--- Provided data ---

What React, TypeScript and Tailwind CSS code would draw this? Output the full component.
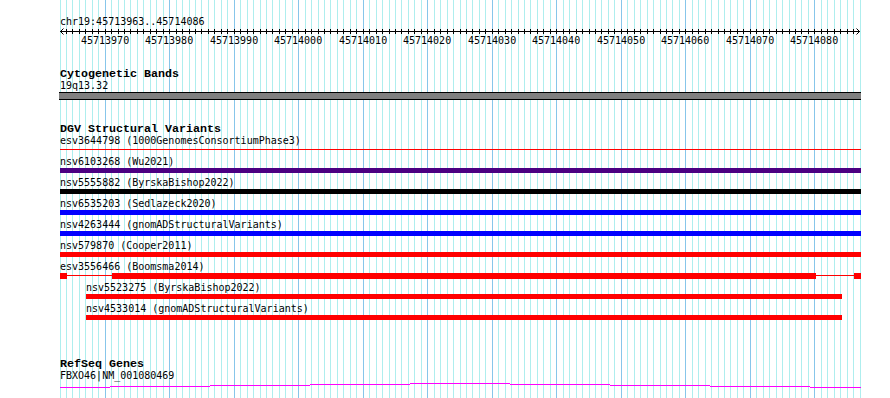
import React from 'react';

const START = 45713963;
const BASES = 124;
const BP_PX = 800 / BASES;
const xAt = (k: number) => 60 + k * BP_PX;

const mono = "font-['DejaVu_Sans_Mono',monospace] text-[10px] text-black";
const title = "font-['Liberation_Mono',monospace] font-bold text-[11.667px] leading-[12px] text-black";

// background grid: one line per base, darker every 10 bp
function Grid() {
  const lines = [];
  for (let k = 0; k <= BASES; k++) {
    const major = (START + k) % 10 === 0;
    const x = Math.floor(xAt(k)) + 0.5;
    lines.push(
      <line key={k} x1={x} x2={x} y1={0} y2={398} stroke={major ? '#87c6ea' : '#aeeeee'} strokeWidth={1} />
    );
  }
  return (
    <svg className="absolute left-0 top-0" width={890} height={398} shapeRendering="crispEdges">
      {lines}
    </svg>
  );
}

function Ruler() {
  const ticks = [];
  for (let k = 1; k < BASES; k++) {
    const x = Math.floor(xAt(k)) - 60 + 0.5;
    ticks.push(<line key={k} x1={x} x2={x} y1={1} y2={6} stroke="#000" />);
  }
  const labels = [];
  for (let k = 7; k < BASES; k += 10) {
    labels.push(
      <div
        key={k}
        className={`${mono} leading-[13px] absolute top-[6px] w-[48px] text-center`}
        style={{ left: Math.floor(xAt(k)) - 60 - 24 }}
      >
        {START + k}
      </div>
    );
  }
  return (
    <div className="relative h-[20px] w-[800px]">
      <svg className="absolute left-0 top-0" width={802} height={8} shapeRendering="crispEdges">
        <line x1={0} x2={800} y1={3.5} y2={3.5} stroke="#000" />
        {ticks}
        <polyline points="3.5,0.5 0.5,3.5 3.5,6.5" fill="none" stroke="#000" shapeRendering="auto" />
        <polyline points="796.5,0.5 799.5,3.5 796.5,6.5" fill="none" stroke="#000" shapeRendering="auto" />
      </svg>
      {labels}
    </div>
  );
}

function Label({ children, indent }: { children: React.ReactNode; indent?: boolean }) {
  return (
    <div className={`${mono} leading-[12px] h-[12px] whitespace-pre ${indent ? 'pl-[26px]' : ''}`}>
      {children}
    </div>
  );
}

const solidRows = [
  { label: 'nsv6103268 (Wu2021)', bar: 'bg-[#4b0082]' },
  { label: 'nsv5555882 (ByrskaBishop2022)', bar: 'bg-black' },
  { label: 'nsv6535203 (Sedlazeck2020)', bar: 'bg-[#0000ff]' },
  { label: 'nsv4263444 (gnomADStructuralVariants)', bar: 'bg-[#0000ff]' },
  { label: 'nsv579870 (Cooper2011)', bar: 'bg-[#ff0000]' },
];

function GeneLine() {
  const levels = [5, 4, 3, 2, 1, 2, 3, 4, 5];
  const xs = [0, 50, 150, 250, 350, 450, 550, 650, 750, 801];
  return (
    <svg width={802} height={7} shapeRendering="crispEdges">
      {levels.map((lv, i) => (
        <line key={i} x1={xs[i]} x2={xs[i + 1]} y1={lv + 0.5} y2={lv + 0.5} stroke="#ff00ff" />
      ))}
    </svg>
  );
}

export default function App() {
  return (
    <div className="relative w-[890px] h-[398px] overflow-hidden bg-white">
      <Grid />
      <div className="relative flex flex-col pl-[60px] pt-[15px]">
        {/* Overview ruler */}
        <div className={`${mono} leading-[13px] h-[13px]`}>chr19:45713963..45714086</div>
        <Ruler />

        {/* Cytogenetic bands */}
        <div className={`${title} mt-[20px] h-[12px]`}>Cytogenetic Bands</div>
        <Label>19q13.32</Label>
        <div className="-ml-px w-[802px] h-[8px] bg-[#808080] border-y border-black" />

        {/* DGV */}
        <div className={`${title} mt-[23px] h-[12px]`}>DGV Structural Variants</div>

        <Label>esv3644798 (1000GenomesConsortiumPhase3)</Label>
        <div className="h-[5px] mb-[4px] pt-[2px]">
          <div className="w-[801px] h-px bg-[#ff0000]" />
        </div>

        {solidRows.map((r) => (
          <React.Fragment key={r.label}>
            <Label>{r.label}</Label>
            <div className={`w-[801px] h-[5px] mb-[4px] ${r.bar}`} />
          </React.Fragment>
        ))}

        <Label>esv3556466 (Boomsma2014)</Label>
        <div className="flex items-start h-[6px] mb-[3px]">
          <div className="w-[7px] h-[6px] bg-[#ff0000]" />
          <div className="w-[45px] h-px mt-[2px] bg-[#ff0000]" />
          <div className="w-[704px] h-[6px] bg-[#ff0000]" />
          <div className="w-[38px] h-px mt-[2px] bg-[#ff0000]" />
          <div className="w-[7px] h-[6px] bg-[#ff0000]" />
        </div>

        <Label indent>nsv5523275 (ByrskaBishop2022)</Label>
        <div className="ml-[26px] w-[756px] h-[5px] mb-[4px] bg-[#ff0000]" />
        <Label indent>nsv4533014 (gnomADStructuralVariants)</Label>
        <div className="ml-[26px] w-[756px] h-[5px] mb-[4px] bg-[#ff0000]" />

        {/* RefSeq */}
        <div className={`${title} mt-[34px] h-[12px]`}>RefSeq Genes</div>
        <Label>FBXO46|NM_001080469</Label>
        <GeneLine />
      </div>
    </div>
  );
}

---

Working from the lines above, reproduce the material exactly and exclude its pictures.

> Solution to this problem:
What React, TypeScript and Tailwind CSS code would draw this? Output the full component.
import React from 'react';

const START = 45713963;
const BASES = 124;
const BP_PX = 800 / BASES;
const xAt = (k: number) => 60 + k * BP_PX;

const mono = "font-['DejaVu_Sans_Mono',monospace] text-[10px] text-black";
const title = "font-['Liberation_Mono',monospace] font-bold text-[11.667px] leading-[12px] text-black";

// background grid: one line per base, darker every 10 bp
function Grid() {
  const lines = [];
  for (let k = 0; k <= BASES; k++) {
    const major = (START + k) % 10 === 0;
    const x = Math.floor(xAt(k)) + 0.5;
    lines.push(
      <line key={k} x1={x} x2={x} y1={0} y2={398} stroke={major ? '#87c6ea' : '#aeeeee'} strokeWidth={1} />
    );
  }
  return (
    <svg className="absolute left-0 top-0" width={890} height={398} shapeRendering="crispEdges">
      {lines}
    </svg>
  );
}

function Ruler() {
  const ticks = [];
  for (let k = 1; k < BASES; k++) {
    const x = Math.floor(xAt(k)) - 60 + 0.5;
    ticks.push(<line key={k} x1={x} x2={x} y1={1} y2={6} stroke="#000" />);
  }
  const labels = [];
  for (let k = 7; k < BASES; k += 10) {
    labels.push(
      <div
        key={k}
        className={`${mono} leading-[13px] absolute top-[6px] w-[48px] text-center`}
        style={{ left: Math.floor(xAt(k)) - 60 - 24 }}
      >
        {START + k}
      </div>
    );
  }
  return (
    <div className="relative h-[20px] w-[800px]">
      <svg className="absolute left-0 top-0" width={802} height={8} shapeRendering="crispEdges">
        <line x1={0} x2={800} y1={3.5} y2={3.5} stroke="#000" />
        {ticks}
        <polyline points="3.5,0.5 0.5,3.5 3.5,6.5" fill="none" stroke="#000" shapeRendering="auto" />
        <polyline points="796.5,0.5 799.5,3.5 796.5,6.5" fill="none" stroke="#000" shapeRendering="auto" />
      </svg>
      {labels}
    </div>
  );
}

function Label({ children, indent }: { children: React.ReactNode; indent?: boolean }) {
  return (
    <div className={`${mono} leading-[12px] h-[12px] whitespace-pre ${indent ? 'pl-[26px]' : ''}`}>
      {children}
    </div>
  );
}

const solidRows = [
  { label: 'nsv6103268 (Wu2021)', bar: 'bg-[#4b0082]' },
  { label: 'nsv5555882 (ByrskaBishop2022)', bar: 'bg-black' },
  { label: 'nsv6535203 (Sedlazeck2020)', bar: 'bg-[#0000ff]' },
  { label: 'nsv4263444 (gnomADStructuralVariants)', bar: 'bg-[#0000ff]' },
  { label: 'nsv579870 (Cooper2011)', bar: 'bg-[#ff0000]' },
];

function GeneLine() {
  const levels = [5, 4, 3, 2, 1, 2, 3, 4, 5];
  const xs = [0, 50, 150, 250, 350, 450, 550, 650, 750, 801];
  return (
    <svg width={802} height={7} shapeRendering="crispEdges">
      {levels.map((lv, i) => (
        <line key={i} x1={xs[i]} x2={xs[i + 1]} y1={lv + 0.5} y2={lv + 0.5} stroke="#ff00ff" />
      ))}
    </svg>
  );
}

export default function App() {
  return (
    <div className="relative w-[890px] h-[398px] overflow-hidden bg-white">
      <Grid />
      <div className="relative flex flex-col pl-[60px] pt-[15px]">
        {/* Overview ruler */}
        <div className={`${mono} leading-[13px] h-[13px]`}>chr19:45713963..45714086</div>
        <Ruler />

        {/* Cytogenetic bands */}
        <div className={`${title} mt-[20px] h-[12px]`}>Cytogenetic Bands</div>
        <Label>19q13.32</Label>
        <div className="-ml-px w-[802px] h-[8px] bg-[#808080] border-y border-black" />

        {/* DGV */}
        <div className={`${title} mt-[23px] h-[12px]`}>DGV Structural Variants</div>

        <Label>esv3644798 (1000GenomesConsortiumPhase3)</Label>
        <div className="h-[5px] mb-[4px] pt-[2px]">
          <div className="w-[801px] h-px bg-[#ff0000]" />
        </div>

        {solidRows.map((r) => (
          <React.Fragment key={r.label}>
            <Label>{r.label}</Label>
            <div className={`w-[801px] h-[5px] mb-[4px] ${r.bar}`} />
          </React.Fragment>
        ))}

        <Label>esv3556466 (Boomsma2014)</Label>
        <div className="flex items-start h-[6px] mb-[3px]">
          <div className="w-[7px] h-[6px] bg-[#ff0000]" />
          <div className="w-[45px] h-px mt-[2px] bg-[#ff0000]" />
          <div className="w-[704px] h-[6px] bg-[#ff0000]" />
          <div className="w-[38px] h-px mt-[2px] bg-[#ff0000]" />
          <div className="w-[7px] h-[6px] bg-[#ff0000]" />
        </div>

        <Label indent>nsv5523275 (ByrskaBishop2022)</Label>
        <div className="ml-[26px] w-[756px] h-[5px] mb-[4px] bg-[#ff0000]" />
        <Label indent>nsv4533014 (gnomADStructuralVariants)</Label>
        <div className="ml-[26px] w-[756px] h-[5px] mb-[4px] bg-[#ff0000]" />

        {/* RefSeq */}
        <div className={`${title} mt-[34px] h-[12px]`}>RefSeq Genes</div>
        <Label>FBXO46|NM_001080469</Label>
        <GeneLine />
      </div>
    </div>
  );
}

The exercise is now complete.